TFTS 1: What NOT to do when your server crashes randomly.
I recently built a little server whose main task is to serve files. Bought a motherboard that had a decent amount of SATA ports, added two additional SATA controller cards and packed the whole case full of disks. As the server is at home, I didn’t bother with enterprise-grade hardware stuff.
Fun was had, but soon I noticed it crashing when doing heavy I/O. First, I suspected the mainboard, and some quick googleing recommended to turn off the Enhanced Halt State (C1E), among other some other new CPU features, as this apparently led the mainboard to hiccup. When I did this, the system seemed to be stable. Happily, I went on.
But soon the crashes started again. And most often, when heavy I/O was going on.Â As it’s not uncommon for cheap SATA chipsets to overheat, I now suspected one of the additional controllers to be the culprit, to be more exactly, the one which was used when accessing the “big” RAID in this system (the other one had just a few small disks connected and never moved a lot of data). What should have put me off was that it wasn’t exactly cheap back in the day, I never had problems with it, and while it wasn’t a big name brand, the manufacturer is still there and enjoys a good reputation. But I just figured that it’s age (over 3 years) to take its toll and bought a brand-new Adaptec controller.
Now the system was okay for a while, but as you may have guessed: crashes again. Desperately, I switched the second controller as well, but no dice.
Now that I had the controllers out of the picture, I wondered what else could crash the server that randomly.
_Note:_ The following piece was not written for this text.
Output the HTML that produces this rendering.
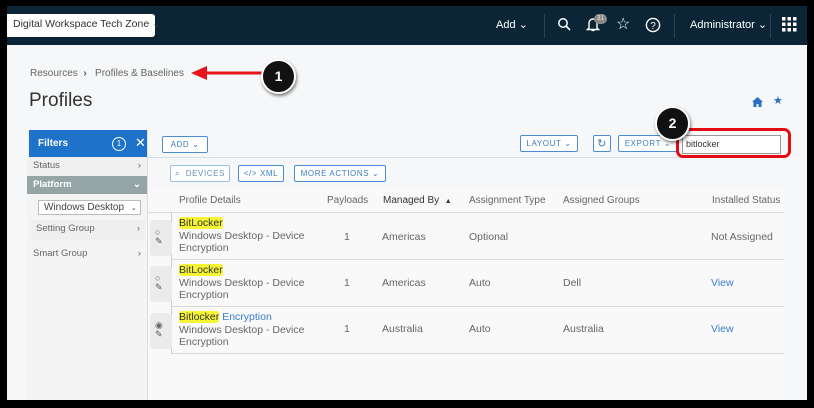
<!DOCTYPE html>
<html><head><meta charset="utf-8"><style>
*{box-sizing:border-box;margin:0;padding:0}
body{width:814px;height:408px;background:#000;font-family:"Liberation Sans",sans-serif;position:relative;overflow:hidden;color:#555}
.a{position:absolute}
#page{left:7px;top:6px;width:800px;height:394px;background:#f6f7f8;overflow:hidden}
#nav{left:7px;top:6px;width:800px;height:39px;background:#0c2536}
.t{position:absolute;white-space:nowrap}
.btn{position:absolute;border:1px solid #4b8dd1;border-radius:2px;background:#fff;color:#3c7cc0;font-size:8px;letter-spacing:.6px;display:flex;align-items:center;justify-content:center;height:17px}
.side{position:absolute;left:27px;width:120px;font-size:9.5px;color:#666}
.row{position:absolute;left:148px;width:636px;border-bottom:1px solid #d8d8d8}
.hl{background:#f5f533;border-radius:3px;color:#333}
.cell{position:absolute;font-size:10.5px;color:#666}
.ic{position:absolute;left:150px;width:22px;height:36px;background:#ebebeb;border-radius:3px}
</style></head><body>
<div id="page" class="a"></div>
<div id="nav" class="a"></div>
<div class="a" style="left:7px;top:14px;width:148px;height:23px;background:#fff;border-radius:0 3px 3px 0"></div>
<div class="t" style="left:13px;top:18px;font-size:10.5px;color:#333">Digital Workspace Tech Zone ⌄</div>
<div class="t" style="left:496px;top:18px;font-size:11px;color:#fff">Add ⌄</div>
<div class="a" style="left:544px;top:14px;width:1px;height:24px;background:#2c4252"></div>
<div class="a" style="left:674px;top:14px;width:1px;height:24px;background:#2c4252"></div>
<div class="a" style="left:770px;top:14px;width:1px;height:24px;background:#2c4252"></div>
<svg class="a" style="left:557px;top:17px" width="14" height="14" viewBox="0 0 14 14"><circle cx="6" cy="6" r="4.2" fill="none" stroke="#fff" stroke-width="1.5"/><path d="M9 9l4 4" stroke="#fff" stroke-width="1.6"/></svg>
<svg class="a" style="left:586px;top:16px" width="14" height="16" viewBox="0 0 14 16"><path d="M3 12V7a4 4 0 0 1 8 0v5l1.5 1.5h-11z" fill="none" stroke="#fff" stroke-width="1.4"/><path d="M5.5 14.5h3" stroke="#fff" stroke-width="1.3"/></svg>
<div class="a" style="left:594px;top:14px;width:13px;height:10px;border-radius:5px;background:#888;color:#ddd;font-size:7px;text-align:center;line-height:10px">31</div>
<div class="t" style="left:616px;top:14px;font-size:16px;color:#fff">☆</div>
<svg class="a" style="left:645px;top:17px" width="16" height="16" viewBox="0 0 16 16"><circle cx="8" cy="8" r="6.6" fill="none" stroke="#fff" stroke-width="1.4"/><text x="8" y="12" font-size="10" fill="#fff" text-anchor="middle" font-family="Liberation Sans">?</text></svg>
<div class="t" style="left:690px;top:18px;font-size:11px;color:#fff">Administrator ⌄</div>
<svg class="a" style="left:782px;top:17px" width="15" height="15"><g fill="#fff"><rect x="0" y="0" width="3.5" height="3.5"/><rect x="5.5" y="0" width="3.5" height="3.5"/><rect x="11" y="0" width="3.5" height="3.5"/><rect x="0" y="5.5" width="3.5" height="3.5"/><rect x="5.5" y="5.5" width="3.5" height="3.5"/><rect x="11" y="5.5" width="3.5" height="3.5"/><rect x="0" y="11" width="3.5" height="3.5"/><rect x="5.5" y="11" width="3.5" height="3.5"/><rect x="11" y="11" width="3.5" height="3.5"/></g></svg>

<div class="t" style="left:30px;top:68px;font-size:10px;color:#666">Resources &nbsp;<b style="color:#555">›</b>&nbsp;&nbsp; Profiles &amp; Baselines</div>
<svg class="a" style="left:185px;top:62px" width="80" height="22"><path d="M6 11l16-7v14z" fill="#e8141c"/><line x1="20" y1="11" x2="80" y2="11" stroke="#e8141c" stroke-width="3"/></svg>
<div class="a" style="left:261px;top:59px;width:35px;height:35px;border-radius:50%;background:#111;border:2px solid #fff;box-shadow:1px 2px 3px rgba(0,0,0,.5);color:#fff;font-weight:bold;font-size:14px;text-align:center;line-height:31px">1</div>
<div class="t" style="left:29px;top:90px;font-size:19px;color:#333">Profiles</div>
<svg class="a" style="left:752px;top:97px" width="11" height="10" viewBox="0 0 11 10"><path d="M5.5 0L0 5h1.5v5h3V7h2v3h3V5H11z" fill="#2a6fc0"/></svg>
<div class="t" style="left:773px;top:94px;font-size:11px;color:#2a6fc0">★</div>

<!-- sidebar -->
<div class="a" style="left:27px;top:130px;width:120px;height:270px;background:#f4f4f4"></div>
<div class="a" style="left:147px;top:130px;width:1px;height:270px;background:#ddd"></div>
<div class="a" style="left:29px;top:130px;width:118px;height:27px;background:#1f72c9"></div>
<div class="t" style="left:38px;top:138px;font-size:10px;color:#fff;font-weight:bold">Filters</div>
<div class="a" style="left:112px;top:137px;width:14px;height:14px;border:1.5px solid #fff;border-radius:50%;color:#fff;font-size:8px;text-align:center;line-height:11px">1</div>
<div class="t" style="left:135px;top:135px;font-size:13px;color:#fff">✕</div>
<div class="side" style="top:157px;height:19px;background:#f0f0f0;padding:3px 6px">Status<span style="float:right">›</span></div>
<div class="side" style="top:176px;height:18px;background:#95a5a6;color:#fff;font-weight:bold;padding:3px 6px">Platform<span style="float:right">⌄</span></div>
<div class="a" style="left:38px;top:200px;width:103px;height:15px;border:1px solid #bbb;background:#fff;font-size:10px;color:#444;padding-left:5px;line-height:13px">Windows Desktop <span style="font-size:7px;margin-left:4px">⌄</span></div>
<div class="side" style="top:220px;left:31px;width:114px;padding:3px 5px;background:#efefef;height:20px">Setting Group<span style="float:right">›</span></div>
<div class="side" style="top:246px;padding:2px 6px;height:18px">Smart Group<span style="float:right">›</span></div>

<!-- toolbar -->
<div class="btn" style="left:162px;top:136px;width:46px">ADD&nbsp;⌄</div>
<div class="a" style="left:148px;top:157px;width:636px;height:1px;background:#d6dde4"></div>
<div class="btn" style="left:520px;top:135px;width:58px">LAYOUT&nbsp;⌄</div>
<div class="btn" style="left:593px;top:135px;width:18px;font-size:11px">↻</div>
<div class="btn" style="left:618px;top:135px;width:60px">EXPORT&nbsp;⌄</div>
<div class="a" style="left:682px;top:135px;width:99px;height:19px;background:#fff;border:1px solid #999;font-size:9px;color:#333;padding:3px 3px">bitlocker</div>
<div class="a" style="left:676px;top:128px;width:115px;height:30px;border:3px solid #e30c14;border-radius:7px"></div>
<div class="a" style="left:655px;top:106px;width:35px;height:35px;border-radius:50%;background:#111;border:2px solid #fff;box-shadow:1px 2px 3px rgba(0,0,0,.5);color:#fff;font-weight:bold;font-size:14px;text-align:center;line-height:31px">2</div>
<div class="btn" style="left:170px;top:165px;width:60px;border-color:#9dbde0;color:#6a8fb8">⌕&nbsp;&nbsp;DEVICES</div>
<div class="btn" style="left:238px;top:165px;width:46px">&lt;/&gt;&nbsp;XML</div>
<div class="btn" style="left:294px;top:165px;width:92px">MORE ACTIONS&nbsp;⌄</div>

<!-- table -->
<div class="a" style="left:148px;top:190px;width:636px;height:210px;background:#f9f9f9"></div>
<div class="cell" style="left:179px;top:195px;font-size:10px">Profile Details</div>
<div class="cell" style="left:327px;top:195px;font-size:10px">Payloads</div>
<div class="cell" style="left:383px;top:195px;font-size:10px;color:#333">Managed By &nbsp;<span style="font-size:7px">▲</span></div>
<div class="cell" style="left:469px;top:195px;font-size:10px">Assignment Type</div>
<div class="cell" style="left:563px;top:195px;font-size:10px">Assigned Groups</div>
<div class="cell" style="left:712px;top:195px;font-size:10px">Installed Status</div>
<div class="row" style="top:212px;height:1px"></div>
<div class="a" style="left:171px;top:213px;width:1px;height:141px;background:#ccc"></div>
<div class="row" style="left:171px;width:613px;top:259px;height:1px"></div>
<div class="row" style="left:171px;width:613px;top:306px;height:1px"></div>
<div class="row" style="left:171px;width:613px;top:353px;height:1px"></div>

<div class="ic" style="top:220px"></div><div class="ic" style="top:266px"></div><div class="ic" style="top:313px"></div>
<div class="t" style="left:155px;top:227px;font-size:9px;color:#666">○</div>
<div class="t" style="left:155px;top:273px;font-size:9px;color:#666">○</div>
<div class="t" style="left:155px;top:320px;font-size:9px;color:#666">◉</div>
<div class="t" style="left:155px;top:236px;font-size:9px;color:#555">✎</div>
<div class="t" style="left:155px;top:282px;font-size:9px;color:#555">✎</div>
<div class="t" style="left:155px;top:329px;font-size:9px;color:#555">✎</div>

<div class="cell" style="left:179px;top:217px;line-height:12.5px"><span class="hl">BitLocker</span><br>Windows Desktop - Device<br>Encryption</div>
<div class="cell" style="left:179px;top:264px;line-height:12.5px"><span class="hl">BitLocker</span><br>Windows Desktop - Device<br>Encryption</div>
<div class="cell" style="left:179px;top:311px;line-height:12.5px"><span class="hl">Bitlocker</span> <span style="color:#3a7ccc">Encryption</span><br>Windows Desktop - Device<br>Encryption</div>
<div class="cell" style="left:344px;top:231px">1</div><div class="cell" style="left:344px;top:277px">1</div><div class="cell" style="left:344px;top:323px">1</div>
<div class="cell" style="left:382px;top:231px">Americas</div><div class="cell" style="left:382px;top:277px">Americas</div><div class="cell" style="left:382px;top:323px">Australia</div>
<div class="cell" style="left:469px;top:231px">Optional</div><div class="cell" style="left:469px;top:277px">Auto</div><div class="cell" style="left:469px;top:323px">Auto</div>
<div class="cell" style="left:563px;top:277px">Dell</div><div class="cell" style="left:563px;top:323px">Australia</div>
<div class="cell" style="left:711px;top:231px">Not Assigned</div>
<div class="cell" style="left:711px;top:277px;color:#3a7ccc">View</div>
<div class="cell" style="left:711px;top:323px;color:#3a7ccc">View</div>
</body></html>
The RAM? Nah, c’mon, usually that’s solid. It either works or not. But still, can’t hurt to test.
After 2 minutes of memtest86+, I got errors left, right, and centre.
Morale of the story: Don’t believe the RAM you buy for your home systems has the same reliability as the enterprise RAM you use at your employer’s server room. And always check the RAM first, if you can’t make out exactly what’s failing in your system.